Ilmu Dulu atau Makan Dulu?
(Cinta
Febrianty Idham)
Kupikir hari-hari MID semester hanya akan diisi dengan belajar dan
merangkum materi. Ternyata ada hal yang sedang ribut dibicarakan orang-orang di
balik layar yang kugulir setiap hari yaitu ‘Bonus Demografi.’ Di mana bonus ini
terdengar begitu menggiurkan bagi siapa saja yang mendengarnya. Kata Ferry
Irwandi di kanal Youtubenya, “negara-negara adidaya rela melakukan apa saja
demi mengejar bonus demografi ini, sedangkan Indonesia dengan jumlah penduduk
284 juta jiwa sedang mengalami hal ini hingga beberapa tahun ke depan.”

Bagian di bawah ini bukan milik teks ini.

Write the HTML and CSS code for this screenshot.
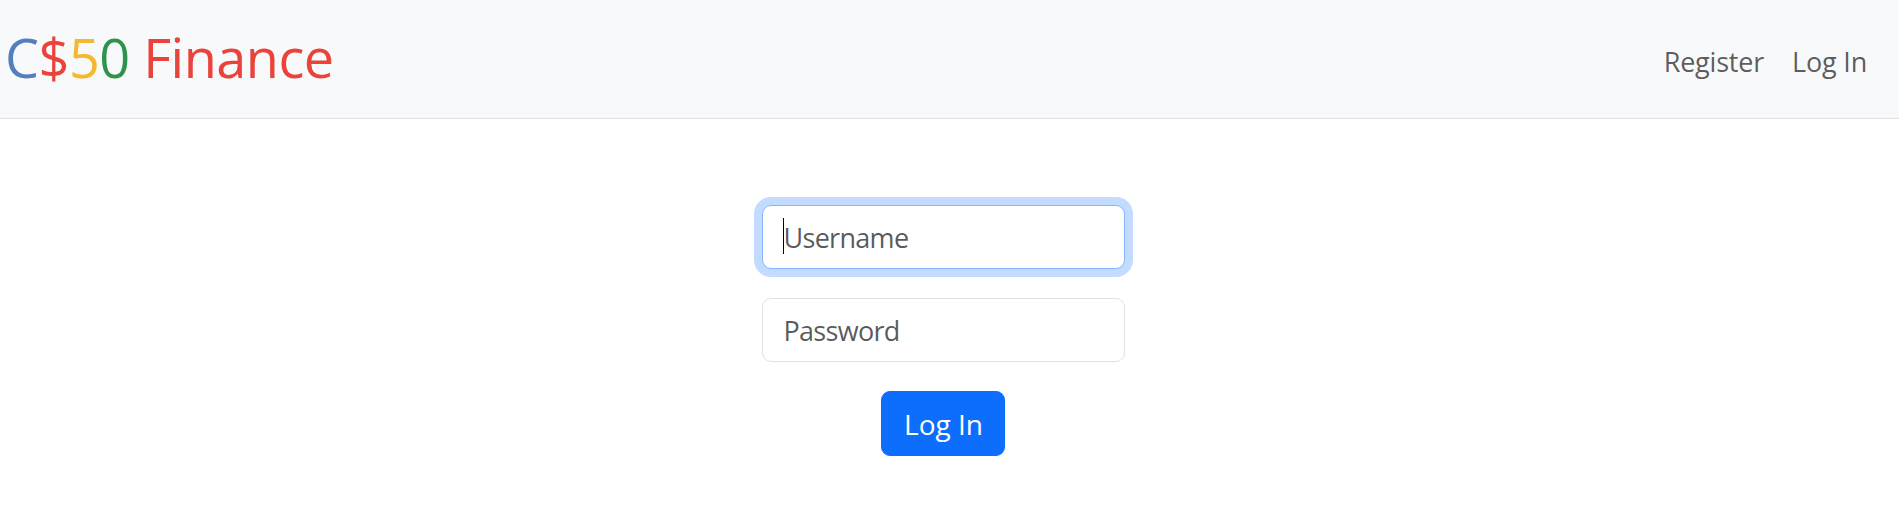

Indonesia sebagai negara yang memiliki jumlah penduduk 284 juta
jiwa, seluas hampir 2000 km². Kekayaan alam yang melimpah dari Sabang sampai
Merauke, dari lautan dalam hingga daratan yang kaya. Tentu semua orang punya
harapan yang besar tentang bonus demografi ini. Bonus demografi ini berarti
bahwa lebih dari setengah penduduk di Indonesia ini sedang berada di usia
produktif yaitu sekitar 15-64 tahun, maka lebih banyak yang menanggung beban
dibanding beban yang ditanggung. Tentunya kita semua berharap bahwa bonus ini
bisa dimanfaatkan sebaik mungkin, i hope soo.
Sebenarnya pemanfaatan bonus demografi yang maksimal juga
bergantung pada kualitas penduduk negara tersebut. Namun entah jalan mana yang
akan dipilih wakil rakyat kita dalam menyongsong bonus ini.

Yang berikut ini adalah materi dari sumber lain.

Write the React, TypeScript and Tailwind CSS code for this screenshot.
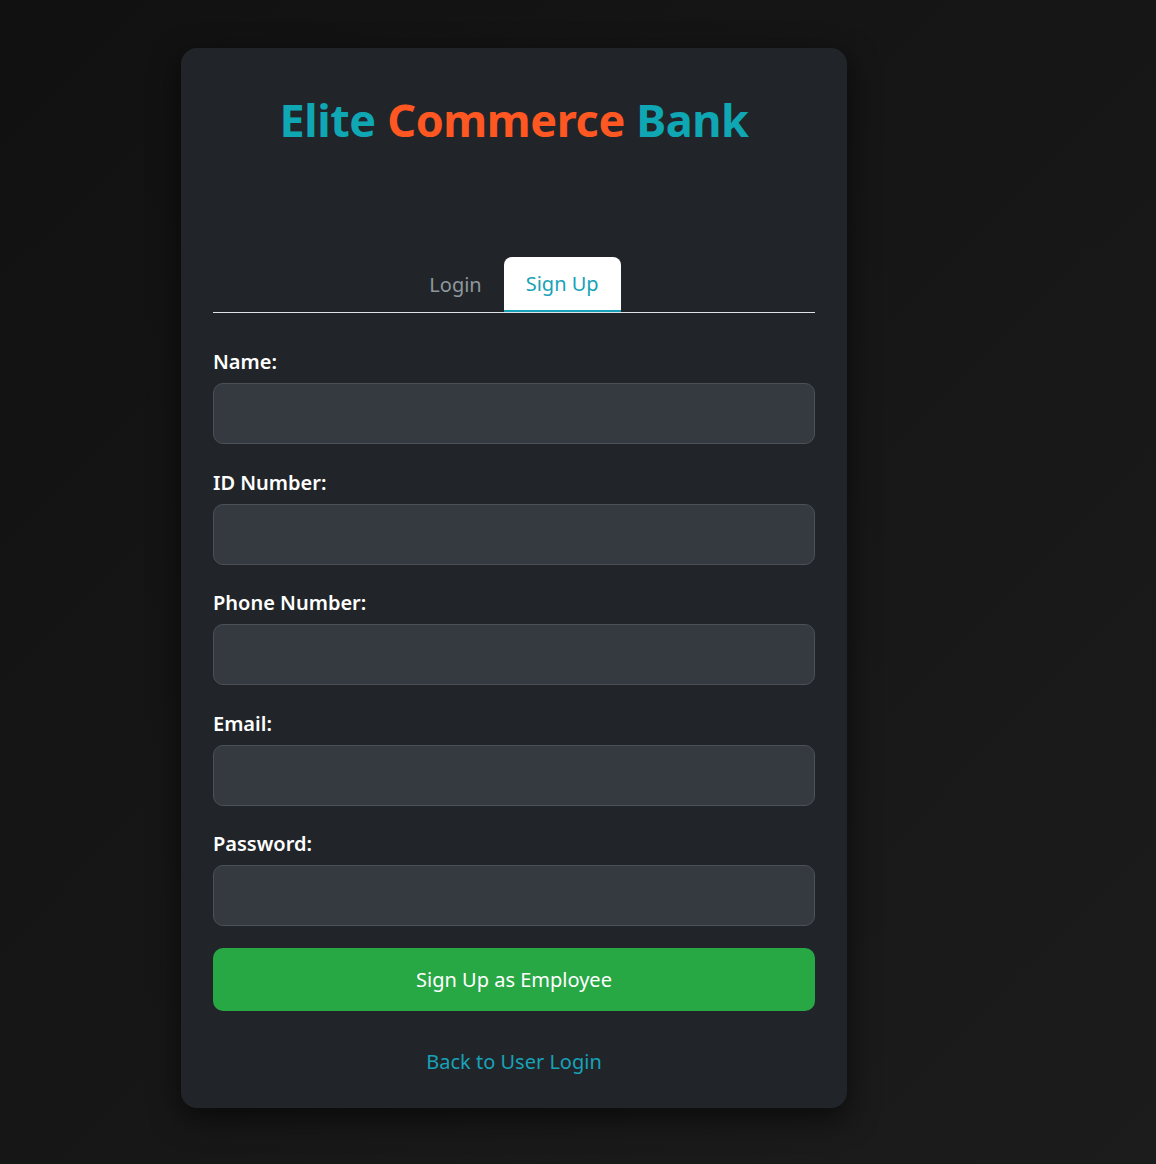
import { useState } from "react";

const fields = [
  { id: "name", label: "Name:", type: "text" },
  { id: "idNumber", label: "ID Number:", type: "text" },
  { id: "phone", label: "Phone Number:", type: "tel" },
  { id: "email", label: "Email:", type: "email" },
  { id: "password", label: "Password:", type: "password" },
];

export default function App() {
  const [tab, setTab] = useState<"login" | "signup">("signup");

  return (
    <div
      className="min-h-[1164px] w-full bg-gradient-to-br from-[#111111] to-[#1c1c1c] pt-12 pl-[181px]"
      style={{ fontFamily: '"Noto Sans", "Open Sans", sans-serif' }}
    >
      <div className="w-[666px] rounded-2xl bg-[#212529] px-8 pt-8 pb-[31px] shadow-[0_10px_30px_rgba(0,0,0,0.6)]">
        <h1 className="mt-[12px] text-center text-[45px] font-bold leading-[56px] tracking-[-0.4px]">
          <span className="text-[#0fa7b3]">Elite </span>
          <span className="text-[#ff5722]">Commerce </span>
          <span className="text-[#0fa7b3]">Bank</span>
        </h1>

        <div className="mt-[109px] flex justify-center border-b border-[#dee2e6]">
          <button
            onClick={() => setTab("login")}
            className={
              tab === "login"
                ? "h-[55px] rounded-t-lg border-b-2 border-[#17a2b8] bg-white px-[22px] text-[20px] text-[#17a2b8]"
                : "h-[55px] px-[22px] text-[20px] text-[#8f979e]"
            }
          >
            Login
          </button>
          <button
            onClick={() => setTab("signup")}
            className={
              tab === "signup"
                ? "h-[55px] rounded-t-lg border-b-2 border-[#17a2b8] bg-white px-[22px] text-[20px] text-[#17a2b8]"
                : "h-[55px] px-[22px] text-[20px] text-[#8f979e]"
            }
          >
            Sign Up
          </button>
        </div>

        <form className="mt-[38px] flex flex-col gap-[27.5px]" onSubmit={(e) => e.preventDefault()}>
          {fields.map((f) => (
            <div key={f.id} className="flex flex-col gap-[10px]">
              <label htmlFor={f.id} className="text-[20px] font-semibold leading-[22px] text-white">
                {f.label}
              </label>
              <input
                id={f.id}
                type={f.type}
                className="h-[61px] w-full rounded-[10px] border border-[#4b5158] bg-[#343a40] px-4 text-[18px] text-white outline-none"
              />
            </div>
          ))}
          <button
            type="submit"
            className="-mt-[5.5px] h-[63px] w-full rounded-[10px] bg-[#28a745] text-[20px] text-white"
          >
            Sign Up as Employee
          </button>
        </form>

        <div className="mt-[36px] text-center">
          <a href="#" className="text-[20px] text-[#17a2b8]">
            Back to User Login
          </a>
        </div>
      </div>
    </div>
  );
}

Saya pikir kualitas penduduk juga berkaitan erat pada bacaan yang
dikonsumsi oleh masyarakat. Namun boro-boro mengonsumsi, harga yang selangit
menjadi dinding besar antara kita dan ilmu pengetahuan. Tidak heran tingkat
literasi kita termasuk yang paling rendah, karena rasanya memiliki buku adalah
kemewahan di negara ini, buku yang lebih mahal dari uang makan untuk 2 hari
tentu akan dikesampingkan. Terlebih lagi bagi masyarakat tak berpenghasilan
seperti kami alias pelajar, membeli buku bukan keputusan yang ringan karena
rasanya membaca buku itu bukan kebiasaan, namun perjuangan. Menyisikan uang
jajan yang tak seberapa membuat perlahan pengetahuan menjauh dari yang paling
membutuhkan.
Bukan karena wakil presiden kita tidak membaca, lantas kita juga
tidak membaca. Namun bukulah yang berada di luar jangkauan kita. Jangan sampai
guru dan dosen kita juga menunda membeli buku, jangan sampai pengajar harus
dihadapkan pada pilihan: buku atau hidup?

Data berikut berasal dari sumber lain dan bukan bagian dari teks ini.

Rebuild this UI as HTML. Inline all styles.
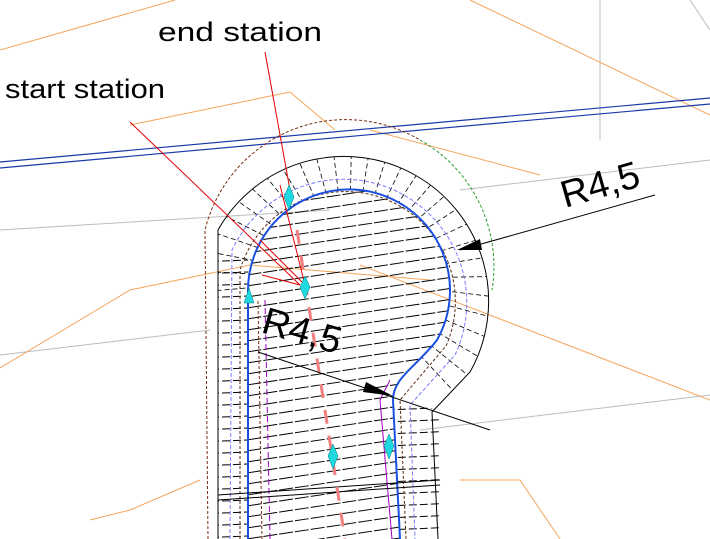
<!DOCTYPE html>
<html><head><style>
html,body{margin:0;padding:0;background:#fff;width:710px;height:539px;overflow:hidden}
svg{display:block}
text{font-family:"Liberation Sans",Arial,sans-serif;fill:#000}
</style></head><body>
<svg width="710" height="539" viewBox="0 0 710 539" xmlns="http://www.w3.org/2000/svg">
<defs>
<clipPath id="inner"><path d="M248,539 L248,290 A101,101 0 1 1 437,340 C415,368 393,378 393,400 L400,539 Z"/></clipPath>
<clipPath id="side"><path d="M218,539 L218,250 L248,250 L248,539 Z M400,539 L393,400 L440,410 L440,539 Z"/></clipPath>
<clipPath id="ring"><path d="M218,539 L218,230 A135,135 0 1 1 470,372 L432,412 L438,539 Z M248,539 L248,290 A101,101 0 1 1 437,340 C415,368 393,378 393,400 L400,539 Z" clip-rule="evenodd"/></clipPath>
</defs>
<g stroke="#bdbdbd" stroke-width="1" fill="none">
<line x1="600" y1="0" x2="600" y2="140"/>
<line x1="0" y1="230" x2="330" y2="210"/>
<line x1="460" y1="190" x2="710" y2="160"/>
<line x1="0" y1="355" x2="210" y2="330"/>
<line x1="420" y1="430" x2="710" y2="395"/>
<line x1="690" y1="0" x2="710" y2="30"/>
</g>
<g stroke="#f5a55a" stroke-width="1" fill="none">
<polyline points="0,50 175,0"/>
<polyline points="470,0 710,115"/>
<polyline points="0,368 130,290 250,265 430,280"/>
<polyline points="130,125 290,92 335,130"/>
<polyline points="370,130 540,175"/>
<polyline points="360,265 710,400"/>
<polyline points="90,520 130,510 200,480"/>
<polyline points="460,480 520,480 560,539"/>
</g>
<g stroke="#1a3aa8" stroke-width="1.2" fill="none">
<line x1="0" y1="162" x2="710" y2="98"/>
<line x1="0" y1="168" x2="710" y2="104"/>
</g>
<g id="hh" stroke="#000" stroke-width="1" stroke-dasharray="14 2">
<g clip-path="url(#inner)">
<g id="h">
<line x1="200" y1="205" x2="480" y2="163"/><line x1="200" y1="216" x2="480" y2="174"/>
<line x1="200" y1="227" x2="480" y2="185"/><line x1="200" y1="238" x2="480" y2="196"/>
<line x1="200" y1="249" x2="480" y2="207"/><line x1="200" y1="260" x2="480" y2="218"/>
<line x1="200" y1="271" x2="480" y2="229"/><line x1="200" y1="282" x2="480" y2="240"/>
<line x1="200" y1="293" x2="480" y2="251"/><line x1="200" y1="304" x2="480" y2="262"/>
<line x1="200" y1="315" x2="480" y2="273"/><line x1="200" y1="326" x2="480" y2="284"/>
<line x1="200" y1="337" x2="480" y2="295"/><line x1="200" y1="348" x2="480" y2="306"/>
<line x1="200" y1="359" x2="480" y2="317"/><line x1="200" y1="370" x2="480" y2="328"/>
<line x1="200" y1="381" x2="480" y2="339"/><line x1="200" y1="392" x2="480" y2="350"/>
<line x1="200" y1="403" x2="480" y2="361"/><line x1="200" y1="414" x2="480" y2="372"/>
<line x1="200" y1="425" x2="480" y2="383"/><line x1="200" y1="436" x2="480" y2="394"/>
<line x1="200" y1="447" x2="480" y2="405"/><line x1="200" y1="458" x2="480" y2="416"/>
<line x1="200" y1="469" x2="480" y2="427"/><line x1="200" y1="480" x2="480" y2="438"/>
<line x1="200" y1="491" x2="480" y2="449"/><line x1="200" y1="502" x2="480" y2="460"/>
<line x1="200" y1="513" x2="480" y2="471"/><line x1="200" y1="524" x2="480" y2="482"/>
<line x1="200" y1="535" x2="480" y2="493"/><line x1="200" y1="546" x2="480" y2="504"/>
<line x1="200" y1="557" x2="480" y2="515"/><line x1="200" y1="568" x2="480" y2="526"/>
<line x1="200" y1="579" x2="480" y2="537"/><line x1="200" y1="590" x2="480" y2="548"/>
</g>
</g>
<g clip-path="url(#side)" stroke-dasharray="8 3">
<line x1="200" y1="262" x2="480" y2="250"/><line x1="200" y1="274" x2="480" y2="262"/>
<line x1="200" y1="286" x2="480" y2="274"/><line x1="200" y1="298" x2="480" y2="286"/>
<line x1="200" y1="310" x2="480" y2="298"/><line x1="200" y1="322" x2="480" y2="310"/>
<line x1="200" y1="334" x2="480" y2="322"/><line x1="200" y1="346" x2="480" y2="334"/>
<line x1="200" y1="358" x2="480" y2="346"/><line x1="200" y1="370" x2="480" y2="358"/>
<line x1="200" y1="382" x2="480" y2="370"/><line x1="200" y1="394" x2="480" y2="382"/>
<line x1="200" y1="406" x2="480" y2="394"/><line x1="200" y1="418" x2="480" y2="406"/>
<line x1="200" y1="430" x2="480" y2="418"/><line x1="200" y1="442" x2="480" y2="430"/>
<line x1="200" y1="454" x2="480" y2="442"/><line x1="200" y1="466" x2="480" y2="454"/>
<line x1="200" y1="478" x2="480" y2="466"/><line x1="200" y1="490" x2="480" y2="478"/>
<line x1="200" y1="502" x2="480" y2="490"/><line x1="200" y1="514" x2="480" y2="502"/>
<line x1="200" y1="526" x2="480" y2="514"/><line x1="200" y1="538" x2="480" y2="526"/>
</g>
</g>
<g clip-path="url(#ring)" stroke="#000" stroke-width="0.8" stroke-dasharray="5 3">
<g transform="translate(349,279)">
<line x1="0" y1="0" x2="200" y2="0" transform="rotate(175)"/><line x1="0" y1="0" x2="200" y2="0" transform="rotate(183)"/>
<line x1="0" y1="0" x2="200" y2="0" transform="rotate(191)"/><line x1="0" y1="0" x2="200" y2="0" transform="rotate(199)"/>
<line x1="0" y1="0" x2="200" y2="0" transform="rotate(207)"/><line x1="0" y1="0" x2="200" y2="0" transform="rotate(215)"/>
<line x1="0" y1="0" x2="200" y2="0" transform="rotate(223)"/><line x1="0" y1="0" x2="200" y2="0" transform="rotate(231)"/>
<line x1="0" y1="0" x2="200" y2="0" transform="rotate(239)"/><line x1="0" y1="0" x2="200" y2="0" transform="rotate(247)"/>
<line x1="0" y1="0" x2="200" y2="0" transform="rotate(255)"/><line x1="0" y1="0" x2="200" y2="0" transform="rotate(263)"/>
<line x1="0" y1="0" x2="200" y2="0" transform="rotate(271)"/><line x1="0" y1="0" x2="200" y2="0" transform="rotate(279)"/>
<line x1="0" y1="0" x2="200" y2="0" transform="rotate(287)"/><line x1="0" y1="0" x2="200" y2="0" transform="rotate(295)"/>
<line x1="0" y1="0" x2="200" y2="0" transform="rotate(303)"/><line x1="0" y1="0" x2="200" y2="0" transform="rotate(311)"/>
<line x1="0" y1="0" x2="200" y2="0" transform="rotate(319)"/><line x1="0" y1="0" x2="200" y2="0" transform="rotate(327)"/>
<line x1="0" y1="0" x2="200" y2="0" transform="rotate(335)"/><line x1="0" y1="0" x2="200" y2="0" transform="rotate(343)"/>
<line x1="0" y1="0" x2="200" y2="0" transform="rotate(351)"/><line x1="0" y1="0" x2="200" y2="0" transform="rotate(359)"/>
<line x1="0" y1="0" x2="200" y2="0" transform="rotate(7)"/><line x1="0" y1="0" x2="200" y2="0" transform="rotate(15)"/>
<line x1="0" y1="0" x2="200" y2="0" transform="rotate(23)"/><line x1="0" y1="0" x2="200" y2="0" transform="rotate(31)"/>
<line x1="0" y1="0" x2="200" y2="0" transform="rotate(39)"/><line x1="0" y1="0" x2="200" y2="0" transform="rotate(47)"/>
</g>
</g>
<path d="M218,539 L218,230 A135,135 0 1 1 470,372 L432,412 L438,539" fill="none" stroke="#000" stroke-width="1"/>
<path d="M208,539 L205,230 A145,145 0 0 1 420,140" fill="none" stroke="#7a2a10" stroke-width="1" stroke-dasharray="3 2"/>
<path d="M420,140 A145,145 0 0 1 492,290" fill="none" stroke="#2a9a2a" stroke-width="1" stroke-dasharray="3 2"/>
<path d="M230,539 L232,250 A118,118 0 1 1 455,355 L410,405 L415,539" fill="none" stroke="#7a7aff" stroke-width="1" stroke-dasharray="4 2"/>
<path d="M240,539 L240,270 A110,110 0 1 1 446,346 L400,400 L406,539" fill="none" stroke="#5a2a10" stroke-width="1" stroke-dasharray="3 2"/>
<path d="M262,539 L258,300" fill="none" stroke="#7a2a10" stroke-width="1" stroke-dasharray="3 2"/>
<path d="M270,539 L265,300" fill="none" stroke="#a000c0" stroke-width="1" stroke-dasharray="6 3"/>
<path d="M248,539 L248,290 A101,101 0 1 1 437,340 C415,368 393,378 393,400 L400,539" fill="none" stroke="#1a50e0" stroke-width="2"/>
<path d="M390,380 L380,400 L386,470 L392,539" fill="none" stroke="#a000c0" stroke-width="1"/>
<g stroke="#000" stroke-width="1">
<line x1="218" y1="495" x2="440" y2="480"/><line x1="218" y1="500" x2="440" y2="485"/>
</g>
<g stroke="#f08080" stroke-width="3" stroke-dasharray="14 12">
<line x1="297" y1="230" x2="345" y2="539"/>
</g>
<g stroke="#e00000" stroke-width="1">
<line x1="265" y1="52" x2="290" y2="190"/>
<line x1="280" y1="185" x2="305" y2="285"/>
<line x1="130" y1="122" x2="300" y2="285"/>
<line x1="260" y1="240" x2="305" y2="285"/>
<line x1="262" y1="275" x2="300" y2="285"/>
</g>
<g fill="#20d8e0" stroke="#008080" stroke-width="0.5">
<path d="M289,185 L294,197 L289,210 L284,197 Z"/>
<path d="M305,276 L310,287 L305,299 L300,287 Z"/>
<path d="M249,288 L254,303 L244,303 Z"/>
<path d="M333,444 L338,456 L333,469 L328,456 Z"/>
<path d="M389,434 L394,446 L389,459 L384,446 Z"/>
</g>
<g stroke="#000" stroke-width="1">
<line x1="460" y1="250" x2="655" y2="195"/>
<line x1="258" y1="352" x2="490" y2="430"/>
</g>
<path d="M457,250 L480,239 L482,250 Z" fill="#000"/>
<path d="M393,396 L366,382 L363,392 Z" fill="#000"/>
<text x="158" y="41" font-size="27" textLength="164" lengthAdjust="spacingAndGlyphs">end  station</text>
<text x="5" y="98" font-size="27" textLength="160" lengthAdjust="spacingAndGlyphs">start station</text>
<text x="565" y="208" font-size="38" transform="rotate(-16 565 208)">R4,5</text>
<text x="260" y="332" font-size="38" transform="rotate(16 260 332)">R4,5</text>
</svg>
</body></html>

Dengan perkembangan teknologi saat ini, seharusnya tidak menjadi
alasan rendahnya minat membaca di
lingkungan masyarakat. Sampai kapan teknologi menjadi alasan kita untuk tidak
membaca? Justru seharusnya pemerintah mengambil andil dalam beriringannya
teknologi dan minat baca, contohnya pengoptimalan kerja perpustakaan luring dan
daring, atau bahkan subsidi buku agar harga lebih terjangkau. Nyatanya justru iPerpusnas
ikut mendapat imbas efisiensi. Padahal, banyak cara untuk memasak telur,
demikian pula banyak jalan meningkatkan literasi jika kita memang memiliki
kemauan.
Tak heran kita lebih akrab dengan hiburan teknologi yang bergulir
di layar dibandingkan bapak pendidikan Indonesia. Anak kecil yang seharusnya
membaca kini sibuk menggulirkan jemari di layar ponsel. Pemimpin seakan menutup
mata dari kebutuhan rakyat yang menghujam di negara ini.